Il grande salto di Maroni: rinuncia alla Lombardia. Giallo sul nuovo ruolo

Il governatore a sorpresa si sfila. Potrebbe puntare a una carica di peso a palazzo Chigi

Il grande salto di Maroni: rinuncia alla Lombardia. Giallo sul nuovo ruolo

Il colpo di scena arriva alla fine. Solo che in questo caso non si tratta di una sceneggiatura, ma del comunicato congiunto diramato dopo il vertice dai leader del centrodestra. «Se davvero il presidente Maroni per motivi personali non confermasse la disponibilità alla sua candidatura, verrebbe messo in campo un profilo già comunemente individuato». Un passaggio fin troppo esplicito che di fatto ufficializza l'addio del governatore lombardo al Pirellone.

L'atto finale verrà celebrato oggi con una conferenza stampa in cui il governatore uscente Maroni spiegherà le ragioni della sua scelta e annuncerà che non si candiderà né per la Regione, né per la Camera, né per il Senato.

La voce, in realtà, girava da un paio di mesi, ma era stata sempre liquidata anche dallo stesso segretario della Lega come del tutto infondata. La comunicazione ufficiale della sua intenzione di non impegnarsi in un «bis» è stata data a Matteo Salvini, a Giancarlo Giorgetti, a Paolo Grimoldi e Attilio Fontana subito dopo Natale, spiazzando tutti i presenti. Il Carroccio si è subito rimboccato le maniche e - da quanto trapela - si sarebbe indirizzato sul profilo proprio di Fontana, un leghista moderato che in passato è stato anche presidente del Consiglio regionale lombardo e che sarebbe una sorta di punto di equilibrio tra il governatore uscente e il segretario del Carroccio. Grimoldi, in ogni caso, fa sapere che oggi pomeriggio sarà annunciato il nome del prescelto-successore.

Sul diritto della Lega a esprimere il candidato per la Lombardia, Salvini non ha dubbi né tentennamenti e nel corso del vertice sottolinea che «è ovvio che se Maroni si ritira quel posto spetta ala Lega». A Forza Italia va invece il diritto di indicare il candidato nel Lazio. Il vero giallo è capire quali intenzioni politiche abbia adesso Roberto Maroni, visto che l'opzione del buen ritiro dalla politica non è contemplata. È chiaro che una vittoria del centrodestra alle elezioni potrebbe indirizzare l'ex ministro verso eventuali incarichi di governo. Ma c'è chi si spinge oltre ipotizzando per lui un ruolo da riserva della Repubblica e addirittura un ingresso a Palazzo Chigi come nome di garanzia per la coalizione, come punto di equilibrio di un accordo forte e di legislatura. Una figura accettata anche a livello internazionale alla luce di un curriculum da ministro del Welfare, ministro dell'Interno e governatore della regione più ricca d'Europa.

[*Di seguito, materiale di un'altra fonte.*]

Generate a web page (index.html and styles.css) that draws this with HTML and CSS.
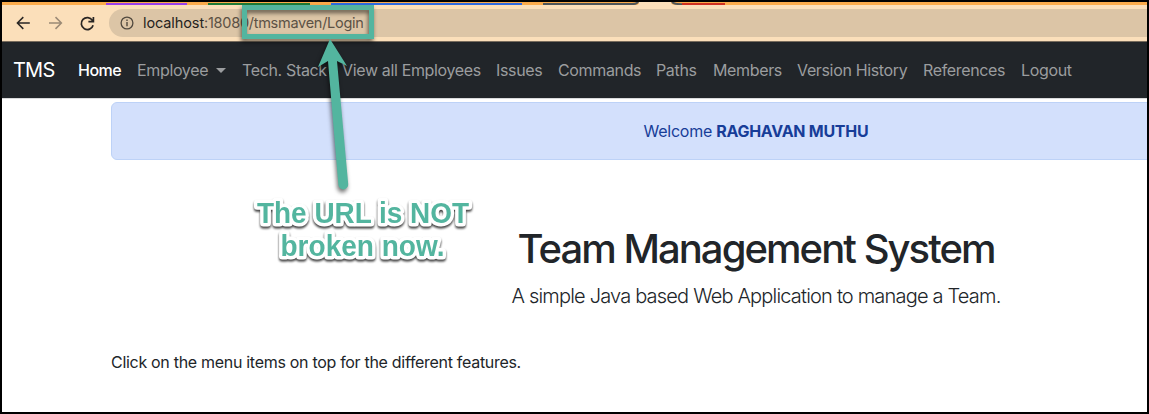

Il vertice, comunque, è ricco di spunti. Viene deciso il simbolo per le liste per gli italiani all'estero con i nomi dei leader, Berlusconi, Salvini, Meloni sullo sfondo tricolore e probabilmente con lo slogan «Viva l'Italia in alto». Niccolò Ghedini presenta una mappa dei collegi con tre colori differenti, azzurro, rosa e rosso a seconda del livello di difficoltà. Azzurro per quelli considerati sicuri, rosa per quelli incerti, rosso per quelli in cui le percentuali di vittoria sono ridotte. Domani si riuniranno due commissioni: quella per il programma composta dai capigruppo (per Fratelli d'Italia oltre a Fabio Rampelli ci sarà Guido Crosetto) e quella per le candidature composta da La Russa e Francesco Lollobrigida; Giancarlo Giorgetti e Roberto Calderoli; Ghedini e Mariastella Gelmini.

In quest'ultima non sarà rappresentato Noi per l'Italia-Udc (che domani potrebbe diventare semplicemente Noi con l'Italia, mantenendo lo Scudocrociato al suo interno). Infine c'è l'idea di creare un comitato super partes per l'onorabilità delle candidature, ma i tempi per mettere in piedi questa sorta di commissione di probiviri potrebbero essere troppo stretti.